I think people have misunderstood the treatment of situational depression.
I think my illness fell into this category. It was triggered by experiencing a traumatic birth, and then a traumatic post natal period. Becoming ill and capacitated, and having a baby to deal with. The depression only increased as the the physical symptoms reduced and the baby wrangling got easier. In the end I was depressed because I couldn't work, I couldn't get out of bed or dressed some days, I didn't talk to people because I was too ashamed. I robotically performed motherhood with no emotional engagement, because I would sink under the pain if I opened up at all. I didn't hit crisis point till my DD was 3yo.
There was no difference in my actual situation before and after successful treatment. I still had a child, I still had the remaining physical issues (and always will), I still had the memory of my traumatic experience. What changed was my mental state. My interpretation of every single event that happened during each and every day.
I stopped thinking that my DD would be better off without me, and that all I could bring her was misery. I started thinking that she needed me and that I brought her happiness and security. Reality had not changed at all...just my perception of it. My behaviour was different, I interacted with people, took up hobbies again, began to functional at work etc.
So it isn't true that men or women cannot be taken out of the situation of being parents, because being parents isn't the problem. Being depressed parents is the problem. The depression, and perhaps more importantly depression maintaining behaviour CAN be taken out of the picture, leaving the parenting intact.
The single most astonishing thing for me about recovering from depression was that it doesn't just change your perception of the present, it changes your perception of the past. I actually dreaded getting well at one point, because I imagined the tsunami of guilt that would take me when I realised I could have been cured all along etc. How the hell could I ever make up for the first 3 terrible years of my DD's life?

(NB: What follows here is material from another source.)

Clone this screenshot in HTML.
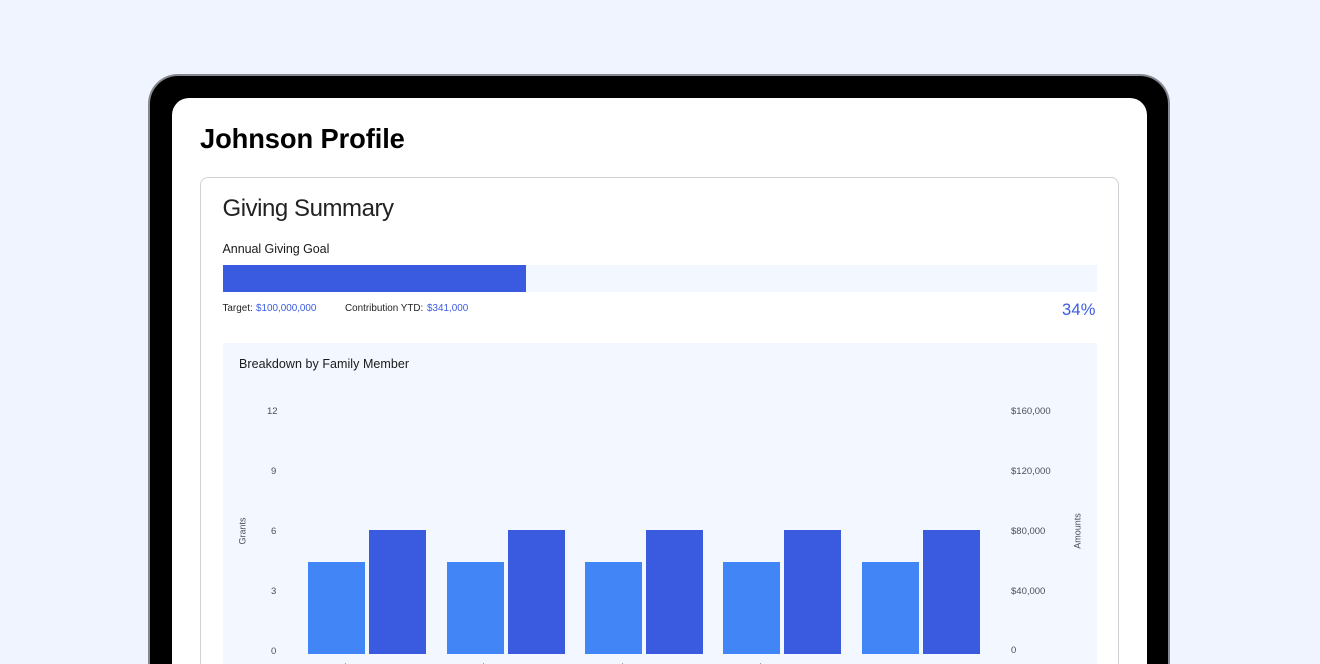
<!DOCTYPE html>
<html lang="en">
<head>
<meta charset="utf-8">
<title>Johnson Profile</title>
<style>
html,body{margin:0;padding:0;width:1320px;height:664px;overflow:hidden;background:#eff4ff;font-family:"Liberation Sans",sans-serif}
#root{position:relative;width:1320px;height:664px;overflow:hidden;background:#eff4ff}
.a{position:absolute}
.t{position:absolute;white-space:nowrap;line-height:1}
#frame{left:148px;top:74px;width:1022px;height:590px;box-sizing:border-box;background:#000;border:2px solid #85888e;border-bottom:none;border-radius:30px 30px 0 0}
#screen{left:172px;top:97.5px;width:975px;height:566.5px;background:#fff;border-radius:17px 17px 0 0}
#card{left:200px;top:177px;width:919px;height:487px;box-sizing:border-box;border:1.5px solid #ced2d6;border-bottom:none;border-radius:8px 8px 0 0;background:#fff}
#track{left:222.5px;top:264.5px;width:874px;height:27.5px;background:#f3f7ff}
#fill{left:222.5px;top:264.5px;width:303px;height:27.5px;background:#3a5be0}
#panel{left:222.5px;top:343px;width:874px;height:321px;background:#f3f7ff;border-radius:2px 2px 0 0}
.l{background:#4285f6;width:57px;top:562px;height:92px}
.d{background:#3a5be0;width:57px;top:530px;height:124px}
.tick{color:#4b4f58;font-size:9.5px}
.tk{background:#9a9da3;width:1px;height:1px;top:663px}
.blue{color:#3a5be0}
</style>
</head>
<body>
<div id="root">
<div class="a" id="frame"></div>
<div class="a" id="screen"></div>
<div class="t" style="left:200px;top:125px;font-size:27.3px;font-weight:700;color:#000;letter-spacing:-.1px">Johnson Profile</div>
<div class="a" id="card"></div>
<div class="t" style="left:222.5px;top:196.5px;font-size:24px;color:#222;letter-spacing:-.45px">Giving Summary</div>
<div class="t" style="left:222.5px;top:243px;font-size:12.5px;color:#1a1a1a;letter-spacing:-.05px">Annual Giving Goal</div>
<div class="a" id="track"></div>
<div class="a" id="fill"></div>
<div class="t" style="left:222.5px;top:304px;font-size:9.9px;color:#222">Target:</div>
<div class="t blue" style="left:256px;top:304px;font-size:9.9px">$100,000,000</div>
<div class="t" style="left:345px;top:304px;font-size:9.9px;color:#222">Contribution YTD:</div>
<div class="t blue" style="left:427px;top:304px;font-size:9.9px">$341,000</div>
<div class="t blue" style="left:1062px;top:301.5px;font-size:16.5px;letter-spacing:.2px">34%</div>
<div class="a" id="panel"></div>
<div class="t" style="left:239px;top:358px;font-size:12.5px;color:#1a1a1a;letter-spacing:.05px">Breakdown by Family Member</div>

<div class="t tick" style="left:267px;top:407px">12</div>
<div class="t tick" style="left:271px;top:467px">9</div>
<div class="t tick" style="left:271px;top:527px">6</div>
<div class="t tick" style="left:271px;top:587px">3</div>
<div class="t tick" style="left:271px;top:647px">0</div>

<div class="t tick" style="left:1011px;top:407px">$160,000</div>
<div class="t tick" style="left:1011px;top:467px">$120,000</div>
<div class="t tick" style="left:1011px;top:527px">$80,000</div>
<div class="t tick" style="left:1011px;top:587px">$40,000</div>
<div class="t tick" style="left:1011px;top:646px">0</div>

<div class="t tick" style="left:243px;top:531px;transform:translate(-50%,-50%) rotate(-90deg);font-size:9px">Grants</div>
<div class="t tick" style="left:1077.5px;top:530.5px;transform:translate(-50%,-50%) rotate(-90deg);font-size:9px">Amounts</div>

<div class="a l" style="left:308px"></div>
<div class="a d" style="left:369px"></div>
<div class="a l" style="left:447px"></div>
<div class="a d" style="left:508px"></div>
<div class="a l" style="left:585px"></div>
<div class="a d" style="left:646px"></div>
<div class="a l" style="left:723px"></div>
<div class="a d" style="left:784px"></div>
<div class="a l" style="left:862px"></div>
<div class="a d" style="left:923px"></div>

<div class="a tk" style="left:345px"></div>
<div class="a tk" style="left:483px"></div>
<div class="a tk" style="left:622px"></div>
<div class="a tk" style="left:760px"></div>
</div>
</body>
</html>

Once I was well again, I didn't see those years as terrible. I mostly didn't see myself as guilty. The depression causes you to disproportionately remember the bad times, and normal brain function causes you (arguably) to focus on the good times. Things literally weren't actually as bad as I had thought! I didn't see myself as guilty, because I never chose or wanted to be depressed. I had sought help and not been successful, until I eventually was. I kept trying even though it hurt like hell and I kept being a Mum even though I couldn't breathe with the pain of it some days. Most days I can think back without crippling guilt.